While at Washington, in 1873, he prepared two exhaustive pamphlets—one entitled “Review of the Transactions of the Credit Mobilier Company,” and the other “The Increase of Salaries.” These papers, and the general discussions which were going on at the same time, threw much light on the subjects. But the opportunity was too good for politicians to lose, and it was only after a desperate struggle that Mr. Garfield was renominated and reëlected in 1874.
But the victory was gained, and from that time on the Reserve never ceased to grow stronger, year by year, in faith in General Garfield.
Instead of a reproduction of the extensive literature on these subjects, which political necessities alone occasioned, it will suffice here to quote from a speech which in brief covered the whole field. This address was made to his constituents, at Warren, O., on September 19, 1874. September 19—anniversary of Chickamauga, and of the day of his death!
The reply proper began thus:
“There are three things which I propose to discuss; two of them may hardly be said to refer to my public career, one of them directly to my official work. The first one I refer to is my alleged connection with
THE CREDIT MOBILIER.
“There is a large number of people in the United States who use these words without any adequate idea of what they mean. I have no doubt that a great many people feel about it very much as the fishwoman at Billingsgate market felt when Sidney Smith, the great humorist of England, came along and began to talk with her. She answered back in a very saucy way, and he finally commenced to call her mathematical names; he called her a parallelogram, a hypothenuse, a parallelopipedon, and other such terms, and she stood back aghast and said she never heard such a nasty talking man in her life—never was abused so before. Now people think they have said an enormous thing when they say that somebody had something to do with the Credit Mobilier. I ask your attention just for a few moments to what that thing is, and in the next place to understand precisely what it is that I am supposed to have had to do with it.
“The Credit Mobilier was a corporation chartered in 1859 by the State of Pennsylvania, and authorized to build houses, buy lands, loan money, etc. Nothing of consequence was done with that company until the year 1867, when a number of men bought up whatever stock there was in it, and commenced to do a very large business. In the winter of 1867, Mr. Train came to me and showed me a list of names and subscribers to the stock of the Credit Mobilier Company, and asked me to subscribe $1,000. I should say there were fifteen or twenty members of Congress on the list, and many more prominent business men. He said that the company was going to buy lands along the lines of the Pacific Railroad at places where they thought cities and villages would grow up, and to develop them, and he had no doubt that the growth of the country would make that investment double itself in a very short time.
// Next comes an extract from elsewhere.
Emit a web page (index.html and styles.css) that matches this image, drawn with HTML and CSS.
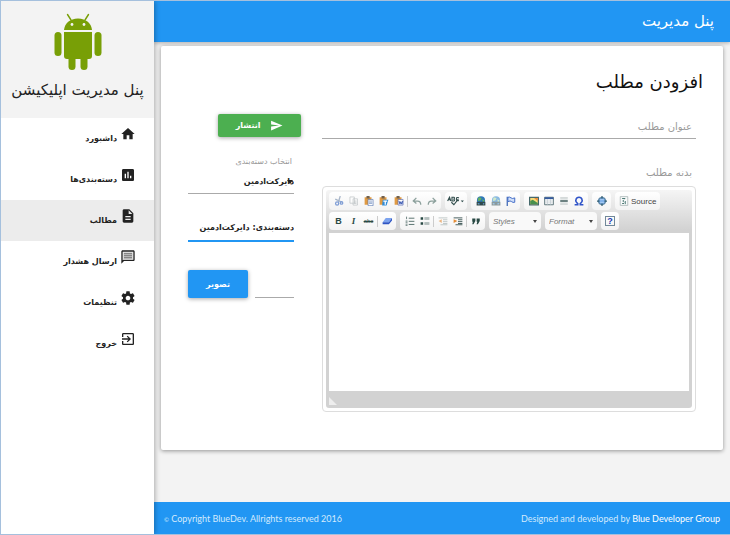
FILE: index.html
```html
<!DOCTYPE html>
<html lang="fa">
<head>
    <meta charset="UTF-8">
    <meta name="viewport" content="width=device-width, initial-scale=1.0">
    <title>پنل مدیریت</title>
    <link rel="stylesheet" href="styles.css">
</head>
<body>
    <aside class="sidebar" dir="rtl">
        <div class="brand">
            <svg class="brand-logo" viewBox="0 0 48 58" fill="#789f06">
                <path d="M10 17C10.500 10.500 16 5.500 24 5.500S37.500 10.500 38 17z"/>
                <path d="M17 7L13.500 1.500M31 7L34.500 1.500" stroke="#789f06" stroke-width="1.400" stroke-linecap="round"/>
                <circle cx="18" cy="11.500" r="1.400" fill="#f3f3f3"/>
                <circle cx="30" cy="11.500" r="1.400" fill="#f3f3f3"/>
                <rect x="0.500" y="19" width="7" height="24" rx="3.500"/>
                <rect x="40.500" y="19" width="7" height="24" rx="3.500"/>
                <path d="M10 19h28v24a3 3 0 0 1-3 3H13a3 3 0 0 1-3-3z"/>
                <rect x="14.500" y="38" width="7" height="19" rx="3.500"/>
                <rect x="26.500" y="38" width="7" height="19" rx="3.500"/>
            </svg>
            <h1 class="brand-name">پنل مدیریت اپلیکیشن</h1>
        </div>
        <nav class="menu">
            <a class="menu-item" href="#">
                <svg class="icon" viewBox="0 0 24 24"><path d="M10 20v-6h4v6h5v-8h3L12 3 2 12h3v8z"/></svg>
                <span>داشبورد</span>
            </a>
            <a class="menu-item" href="#">
                <svg class="icon" viewBox="0 0 24 24"><path d="M19 3H5c-1.100 0-2 .9-2 2v14c0 1.100.9 2 2 2h14c1.100 0 2-.9 2-2V5c0-1.100-.9-2-2-2zM9 17H7v-7h2v7zm4 0h-2V7h2v10zm4 0h-2v-4h2v4z"/></svg>
                <span>دسته‌بندی‌ها</span>
            </a>
            <a class="menu-item active" href="#">
                <svg class="icon" viewBox="0 0 24 24"><path d="M14 2H6c-1.100 0-2 .9-2 2v16c0 1.100.9 2 2 2h12c1.100 0 2-.9 2-2V8l-6-6zm2 16H8v-2h8v2zm0-4H8v-2h8v2zm-3-5V3.500L18.500 9H13z"/></svg>
                <span>مطالب</span>
            </a>
            <a class="menu-item" href="#">
                <svg class="icon" viewBox="0 0 24 24"><path d="M20 2H4c-1.100 0-2 .9-2 2v18l4-4h14c1.100 0 2-.9 2-2V4c0-1.100-.9-2-2-2zm0 14H5l-1 1V4h16v12z"/><path d="M5 5h14v10H5z" opacity=".25"/><path d="M6 6h12v2H6zm0 3h12v2H6zm0 3h12v2H6z" opacity=".4"/></svg>
                <span>ارسال هشدار</span>
            </a>
            <a class="menu-item" href="#">
                <svg class="icon" viewBox="0 0 24 24"><path d="M19.430 12.980c.04-.32.07-.64.07-.98s-.03-.66-.07-.98l2.110-1.650c.19-.15.24-.42.12-.64l-2-3.460c-.12-.22-.39-.3-.61-.22l-2.490 1c-.52-.4-1.080-.73-1.690-.98l-.38-2.650C14.460 2.180 14.250 2 14 2h-4c-.25 0-.46.18-.49.42l-.38 2.650c-.61.25-1.170.59-1.690.98l-2.490-1c-.23-.09-.49 0-.61.22l-2 3.460c-.13.22-.07.49.12.64l2.110 1.650c-.04.32-.07.65-.07.98s.03.66.07.98l-2.110 1.650c-.19.15-.24.42-.12.64l2 3.460c.12.22.39.3.61.22l2.490-1c.52.4 1.080.73 1.690.98l.38 2.650c.03.24.24.42.49.42h4c.25 0 .46-.18.49-.42l.38-2.650c.61-.25 1.170-.59 1.690-.98l2.490 1c.23.09.49 0 .61-.22l2-3.460c.12-.22.07-.49-.12-.64l-2.110-1.650zM12 15.500c-1.930 0-3.500-1.570-3.500-3.500s1.570-3.500 3.500-3.500 3.500 1.570 3.500 3.500-1.570 3.500-3.500 3.500z"/></svg>
                <span>تنظیمات</span>
            </a>
            <a class="menu-item" href="#">
                <svg class="icon" viewBox="0 0 24 24"><path d="M10.090 15.590L11.500 17l5-5-5-5-1.410 1.410L12.670 11H3v2h9.670l-2.580 2.590zM19 3H5c-1.110 0-2 .9-2 2v4h2V5h14v14H5v-4H3v4c0 1.100.89 2 2 2h14c1.100 0 2-.9 2-2V5c0-1.100-.9-2-2-2z"/></svg>
                <span>خروج</span>
            </a>
        </nav>
    </aside>

    <div class="page">
        <header class="topbar" dir="rtl">پنل مدیریت</header>

        <main class="card" dir="rtl">
            <h2 class="card-title">افزودن مطلب</h2>
            <form class="post-form">
                <div class="post-main">
                    <input class="field title-field" type="text" placeholder="عنوان مطلب" aria-label="عنوان مطلب">
                    <label class="body-label" for="postBody">بدنه مطلب</label>

                    <!-- Rich text editor -->
                    <div class="editor" dir="ltr">
                        <div class="editor-inner">
                            <div class="toolbar">
                                <div class="tool-row">
                                    <div class="tool-group">
                                        <button type="button" class="tool faded" aria-label="Cut"><svg viewBox="0 0 16 16" fill="none" stroke="#2f62c0" stroke-width="2"><path d="M10 0L7 10M2 5l11 5" stroke="#7188a8"/><circle cx="5" cy="12" r="2.500"/><circle cx="12" cy="11" r="2"/></svg></button>
                                        <button type="button" class="tool faded" aria-label="Copy"><svg viewBox="0 0 16 16" fill="#fff" stroke="#8a9499"><path d="M1.500 1.500h7v10h-7zM6.500 4.500h7v10h-7z"/><path d="M8 8h4M8 10h4M8 12h4"/></svg></button>
                                        <button type="button" class="tool" aria-label="Paste"><svg viewBox="0 0 16 16"><path d="M1 2h11v12H1z" fill="#e09a42"/><path d="M4 0h5v4H4z" fill="#72604c"/><path d="M6.500 5.500h8v10h-8z" fill="#fff" stroke="#4a6dad"/><path d="M8 8h5M8 10h5M8 12h5" stroke="#6787bd"/></svg></button>
                                        <button type="button" class="tool" aria-label="Paste as text"><svg viewBox="0 0 16 16"><path d="M1 2h11v12H1z" fill="#e09a42"/><path d="M4 0h5v4H4z" fill="#72604c"/><path d="M6 6h9l-3 9H5z" fill="#2e8bd8"/><path d="M7 8h6M10 8v6" stroke="#fff" stroke-width="2"/></svg></button>
                                        <button type="button" class="tool" aria-label="Paste from Word"><svg viewBox="0 0 16 16"><path d="M1 2h11v12H1z" fill="#e09a42"/><path d="M4 0h5v4H4z" fill="#72604c"/><path d="M6.500 5.500h8v9h-8z" fill="#fff" stroke="#4a5fad"/><path d="M8 8l1.500 5 1.500-4 1.500 4L14 8" fill="none" stroke="#3655b0" stroke-width="1.500"/></svg></button>
                                        <span class="tool-separator"></span>
                                        <button type="button" class="tool" aria-label="Undo"><svg viewBox="0 0 16 16" fill="none" stroke="#8ca09c" stroke-width="2"><path d="M7 3L2 8l5 4M3 8h6q5 0 5 6"/></svg></button>
                                        <button type="button" class="tool" aria-label="Redo"><svg viewBox="0 0 16 16" fill="none" stroke="#8ca09c" stroke-width="2"><path d="M9 3l5 5-5 4M13 8H7q-5 0-5 6"/></svg></button>
                                    </div>
                                    <div class="tool-group">
                                        <button type="button" class="tool wide" aria-label="Spell check"><svg viewBox="0 0 28 16" fill="none" stroke="#314d4c" stroke-width="1.800"><path d="M1 8l3-6 2 6M2 6h4M8 2v6h3q2-1 0-3 2-2 0-3zM19 3q-4-2-4 2t4 2M7 10l4 4 7-9"/><path d="M22 7h5l-2.500 3z" fill="#314d4c" stroke="none"/></svg></button>
                                    </div>
                                    <div class="tool-group">
                                        <button type="button" class="tool" aria-label="Link"><svg viewBox="0 0 16 16"><circle cx="8" cy="7" r="6.500" fill="#2f78b7"/><path d="M4 2l5 1-2 4-4 1zM10 5l4 2-3 3z" fill="#69b65a"/><path d="M2 10h5v4H2zM9 10h5v4H9zM6 12h5" fill="none" stroke="#304a4d" stroke-width="2"/></svg></button>
                                        <button type="button" class="tool faded" aria-label="Unlink"><svg viewBox="0 0 16 16"><circle cx="8" cy="7" r="6.500" fill="#3f8ed2"/><path d="M4 2l5 1-2 4-4 1zM10 5l4 2-3 3z" fill="#b5dfaa"/><path d="M2 10h5v4H2zM9 10h5v4H9z" fill="none" stroke="#435e63" stroke-width="2"/></svg></button>
                                        <button type="button" class="tool" aria-label="Anchor"><svg viewBox="0 0 16 16"><path d="M2 1v15" stroke="#3d67b4" stroke-width="2"/><path d="M3 2q3-1 5 1t6 0v7q-3 1-5-1t-6 0z" fill="#cfdef8" stroke="#3c68c5" stroke-width="1.500"/></svg></button>
                                    </div>
                                    <div class="tool-group">
                                        <button type="button" class="tool" aria-label="Image"><svg viewBox="0 0 16 16"><path d="M1 2h14v12H1z" fill="#f6dc79" stroke="#47696c" stroke-width="2"/><path d="M2 13V8l4-2 8 5v2z" fill="#49914e"/><path d="M8 3h6v5z" fill="#f18a3b"/></svg></button>
                                        <button type="button" class="tool" aria-label="Table"><svg viewBox="0 0 16 16"><path d="M1 2h14v12H1z" fill="#fff" stroke="#587075" stroke-width="1.500"/><path d="M1 2h14v3H1z" fill="#355a9e"/><path d="M1 8h14M1 11h14M5.500 5v9M10.500 5v9" stroke="#bac6cb"/></svg></button>
                                        <button type="button" class="tool" aria-label="Horizontal line"><svg viewBox="0 0 16 16"><path d="M2 2h12v12H2z" fill="#e4e8e8"/><path d="M2 8h12" stroke="#4b6465" stroke-width="2.500"/><path d="M2 3h12M2 13h12" stroke="#b5bebe"/></svg></button>
                                        <button type="button" class="tool" aria-label="Special character"><svg viewBox="0 0 16 16" fill="none" stroke="#3155c9" stroke-width="2.500"><path d="M1 14h5v-2Q2 9 3 6q1-4 5-4t5 4q1 3-3 6v2h5"/></svg></button>
                                    </div>
                                    <div class="tool-group">
                                        <button type="button" class="tool" aria-label="Show blocks"><svg viewBox="0 0 16 16"><circle cx="8" cy="8" r="5.500" fill="#74a9e8" stroke="#5e87a6" stroke-width="2"/><path d="M8 0v4M8 12v4M0 8h4M12 8h4" stroke="#315c70" stroke-width="2"/><path d="M5 6h6M5 10h6" stroke="#d8eafc"/></svg></button>
                                    </div>
                                    <div class="tool-group">
                                        <button type="button" class="tool source"><svg viewBox="0 0 16 16"><path d="M2 1h12v14H2z" fill="#f8fafa" stroke="#93a3a3"/><path d="M5 4h5M8 6l-2 2 2 2M10 8v5M5 12h3" fill="none" stroke="#41706b" stroke-width="1.500"/></svg>Source</button>
                                    </div>
                                </div>
                                <div class="tool-row">
                                    <div class="tool-group">
                                        <button type="button" class="tool glyph bold">B</button>
                                        <button type="button" class="tool glyph italic">I</button>
                                        <button type="button" class="tool glyph strike">abc</button>
                                        <span class="tool-separator"></span>
                                        <button type="button" class="tool" aria-label="Remove format"><svg viewBox="0 0 16 16"><path d="M6 3h10l-5 7H1z" fill="#7ca3ee"/><path d="M1 10h10l5-7v4l-5 6H1z" fill="#2e55c4"/></svg></button>
                                    </div>
                                    <div class="tool-group">
                                        <button type="button" class="tool" aria-label="Numbered list"><svg viewBox="0 0 16 16" stroke="#526d6a"><path d="M2.500 1v4M1 8h3M1 10h3M1 13h3M1 15h3" stroke-width="1.300"/><path d="M6 3.500h9M6 8.500h9M6 13.500h9" stroke-width="1.500"/></svg></button>
                                        <button type="button" class="tool" aria-label="Bulleted list"><svg viewBox="0 0 16 16"><path d="M1 2h4v4H1zM1 10h4v4H1z" fill="#294944"/><path d="M7 3h8M7 5h8M7 11h8M7 13h8" stroke="#526d6a"/></svg></button>
                                        <span class="tool-separator"></span>
                                        <button type="button" class="tool faded" aria-label="Decrease indent"><svg viewBox="0 0 16 16"><path d="M1 3h14M8 6h7M8 9h7M8 12h7M4 14h11" stroke="#6a7f7d"/><path d="M6 5v6L1 8z" fill="#e38b34"/></svg></button>
                                        <button type="button" class="tool" aria-label="Increase indent"><svg viewBox="0 0 16 16"><path d="M1 3h14M8 6h7M8 9h7M8 12h7M4 14h11" stroke="#405957" stroke-width="1.500"/><path d="M1 5v6l6-3z" fill="#e38b34"/></svg></button>
                                        <span class="tool-separator"></span>
                                        <button type="button" class="tool" aria-label="Block quote"><svg viewBox="0 0 16 16" fill="#294944"><path d="M2 4h5v4l-3 5H2l1-4H2zM9 4h5v4l-3 5H9l1-4H9z"/></svg></button>
                                    </div>
                                    <select class="tool-select" aria-label="Styles"><option>Styles</option></select>
                                    <select class="tool-select" aria-label="Format"><option>Format</option></select>
                                    <div class="tool-group">
                                        <button type="button" class="tool glyph about">?</button>
                                    </div>
                                </div>
                            </div>
                            <textarea class="editor-body" id="postBody"></textarea>
                            <div class="editor-bottom"><span class="resizer"></span></div>
                        </div>
                    </div>
                </div>

                <div class="post-side">
                    <button class="btn btn-publish" type="submit">
                        <svg class="send-icon" viewBox="0 0 24 24"><path d="M2 21l21-9L2 3v7l15 2-15 2z"/></svg>
                        انتشار
                    </button>
                    <label class="small-label" for="category">انتخاب دسته‌بندی</label>
                    <div class="select-wrap">
                        <select class="field" id="category"><option>دایرکت‌ادمین</option></select>
                    </div>
                    <input class="field focused" type="text" value="دسته‌بندی: دایرکت‌ادمین" aria-label="دسته‌بندی">
                    <div class="file-row">
                        <input class="field file-path" type="text" aria-label="نام تصویر">
                        <button class="btn btn-image" type="button">تصویر</button>
                    </div>
                </div>
            </form>
        </main>

        <footer class="footer">
            <span><span class="copy-sign">©</span> Copyright BlueDev. Allrights reserved 2016</span>
            <span>Designed and developed by <a href="#">Blue Developer Group</a></span>
        </footer>
    </div>
</body>
</html>
```
FILE: styles.css
```css
* {
    box-sizing: border-box;
}

body {
    margin: 0;
    min-height: 100vh;
    display: flex;
    background-color: #f3f3f3;
    border: 1px solid #a5c0dd;
    border-right: none;
    font-family: "DejaVu Sans", sans-serif;
    font-size: 10px;
    color: #222;
}

button, input, select, textarea {
    font-family: inherit;
    font-size: inherit;
    color: inherit;
    margin: 0;
}

/* === SIDEBAR === */
.sidebar {
    width: 153px;
    flex-shrink: 0;
    background-color: white;
    box-shadow: 1px 0 5px rgba(0,0,0,0.3);
    z-index: 2;
}

.brand {
    height: 117px;
    padding-top: 12px;
    background-color: #f3f3f3;
    text-align: center;
}

.brand-logo {
    display: block;
    width: 48px;
    height: 58px;
    margin: 0 auto;
}

.brand-name {
    margin: 6px 0 0;
    font-size: 15px;
    line-height: 26px;
    font-weight: normal;
    white-space: nowrap;
}

.menu-item {
    display: flex;
    height: 41px;
    padding: 8px 18px 0 0;
    gap: 3px;
    color: #222;
    font-size: 8px;
    font-weight: bold;
    line-height: 26px;
    text-decoration: none;
}

.menu-item.active {
    background-color: #ececec;
}

.icon {
    width: 16px;
    height: 16px;
    fill: #222;
}

/* === PAGE === */
.page {
    flex: 1;
    min-width: 0;
    display: flex;
    flex-direction: column;
}

.topbar {
    height: 41px;
    padding: 0 16px;
    background-color: #2196f3;
    box-shadow: 0 1px 4px rgba(0,0,0,0.3);
    color: white;
    font-size: 15px;
    line-height: 40px;
}

.card {
    margin: 4px 7px 52px;
    padding: 20px 20px 38px;
    background-color: white;
    border-radius: 2px;
    box-shadow: 0 1px 4px rgba(0,0,0,0.4);
}

.card-title {
    margin: 0;
    font-size: 18px;
    line-height: 32px;
    font-weight: normal;
    color: #111;
}

.post-form {
    display: grid;
    grid-template-columns: 374fr 113fr;
    gap: 21px;
    padding: 16px 7px 0;
}

.post-main,
.post-side {
    min-width: 0;
}

.field {
    display: block;
    width: 100%;
    height: 25px;
    padding: 0;
    border: none;
    border-bottom: 1px solid #aaa;
    border-radius: 0;
    background: none;
    outline: none;
}

.title-field {
    padding: 0 4px;
}

.title-field::placeholder {
    color: #999;
}

.body-label {
    display: block;
    margin: 24px 0 3px;
    padding: 0 4px;
    line-height: 20px;
    color: #999;
}

/* === EDITOR === */
.editor {
    padding: 3px;
    border: 1px solid #ddd;
    border-radius: 4px;
    background-color: white;
}

.editor-inner {
    padding: 2px 3px 0;
    border-radius: 3px;
    background: linear-gradient(#f5f5f5, #d2d2d2 40px);
}

.toolbar {
    padding-bottom: 1px;
}

.tool-row {
    display: flex;
    gap: 4px;
    margin-bottom: 2px;
}

.tool-group {
    display: flex;
    align-items: center;
    height: 18px;
    padding: 0 2px;
    border-radius: 4px;
    background: linear-gradient(#fff, #f3f3f3);
}

.tool {
    display: flex;
    align-items: center;
    justify-content: center;
    width: 15px;
    height: 16px;
    padding: 0;
    border: none;
    background: none;
    cursor: pointer;
}

.tool svg {
    flex-shrink: 0;
    height: 10px;
}

.tool.faded {
    opacity: 0.6;
}

.tool.wide {
    width: 18px;
}

.tool.source {
    width: auto;
    padding: 0 2px;
    gap: 2px;
    color: #444;
    font-family: "Liberation Sans", sans-serif;
    font-size: 8px;
}

.tool-separator {
    width: 1px;
    height: 11px;
    margin: 0 1px;
    background-color: #ccc;
}

.tool.glyph {
    font-family: "Liberation Sans", sans-serif;
    font-size: 9px;
    font-weight: bold;
    color: #294944;
}

.tool.italic {
    font-family: "Liberation Serif", serif;
    font-style: italic;
}

.tool.strike {
    font-size: 6px;
    font-weight: normal;
    text-decoration: line-through;
}

.tool.about {
    width: 10px;
    height: 10px;
    margin: 0 2px;
    border: 1px solid #718899;
    color: #2038b0;
}

.tool-select {
    appearance: none;
    width: 52px;
    height: 18px;
    padding: 0 4px;
    border: none;
    border-radius: 4px;
    background: #f9f9f9 url("data:image/svg+xml,%3Csvg xmlns='http://www.w3.org/2000/svg' viewBox='0 0 4 3'%3E%3Cpath d='M0 0h4L2 3z' fill='%23444'/%3E%3C/svg%3E") right 4px center / 4px 3px no-repeat;
    color: #777;
    font-family: "Liberation Sans", sans-serif;
    font-size: 8px;
    font-style: italic;
}

.editor-body {
    display: block;
    width: 100%;
    height: 158px;
    padding: 8px;
    border: none;
    background-color: white;
    outline: none;
    resize: none;
}

.editor-bottom {
    display: flex;
    align-items: flex-end;
    height: 17px;
    padding-bottom: 3px;
}

.resizer {
    border-left: 8px solid #eee;
    border-top: 8px solid transparent;
}

/* === SIDE FIELDS === */
.post-side {
    font-size: 8px;
}

.post-side .field {
    font-weight: bold;
}

.btn {
    display: flex;
    align-items: center;
    justify-content: center;
    border: none;
    border-radius: 2px;
    box-shadow: 0 1px 4px rgba(0,0,0,0.35);
    color: white;
    font-size: 8px;
    font-weight: bold;
    cursor: pointer;
}

.btn-publish {
    width: 83px;
    height: 23px;
    gap: 10px;
    background-color: #4caf50;
}

.send-icon {
    width: 13px;
    height: 13px;
    fill: white;
}

.small-label {
    display: block;
    margin-top: 18px;
    padding-right: 9px;
    line-height: 14px;
    color: #999;
}

.select-wrap,
.post-side > .field,
.file-row {
    width: auto;
    margin-right: 7px;
}

.select-wrap {
    position: relative;
}

.select-wrap .field {
    appearance: none;
}

/* Caret over the start of the select */
.select-wrap::after {
    content: "";
    position: absolute;
    top: 11px;
    right: 1px;
    border: 3px solid transparent;
    border-top: 4px solid #222;
    border-bottom: none;
    pointer-events: none;
}

.post-side > .field.focused {
    width: calc(100% - 7px);
    height: 27px;
    margin-top: 21px;
    border-bottom: 2px solid #2196f3;
}

.file-row {
    display: flex;
    align-items: flex-end;
    gap: 7px;
    margin-top: 28px;
}

.file-path {
    flex: 1;
    min-width: 0;
}

.btn-image {
    width: 60px;
    height: 28px;
    background-color: #2196f3;
}

/* === FOOTER === */
.footer {
    display: flex;
    align-items: center;
    justify-content: space-between;
    height: 32px;
    margin-top: auto;
    padding: 0 10px;
    background-color: #2196f3;
    color: #d3eafd;
    font-family: Lato, sans-serif;
    font-size: 9px;
}

.copy-sign {
    font-size: 6px;
}

.footer a {
    color: white;
    text-decoration: none;
}
```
“That was the alleged scheme that the Credit Mobilier Company had undertaken—a thing that if there is any gentleman in Warren who would feel any hesitancy in buying, it would be because he didn’t believe in the growth of the country where the business was to be done. That stock was offered to me as a plain business proposition, with no intimation whatever that it was offered because the subscribers were members of Congress, for it was offered to many other people, and no better men lived than at least a large number of the gentlemen to whom it was offered. Some of them took it at once. Some men are cautious about making an investment; others are quick to determine. To none of those men was any explanation made that this Credit Mobilier Company was in any way connected with a ring of seven men who owned the principal portion of the stock and who had contracted with the directors of the Union Pacific road for building six or seven hundred miles at an extravagant price, largely above what the work was worth. That was a secret held only by those seven men who owned the principal portion of the stock. It is now understood that Mr. Oakes Ames, who was the center of the company of seven men, sought to gain the friendship of fifteen or twenty prominent Congressmen with the view of protecting himself and the Pacific Railroad against any investigations which might be made; but it was a necessary part of his plan not to divulge that purpose or in any way to intimate to them that he might draw upon them for favors.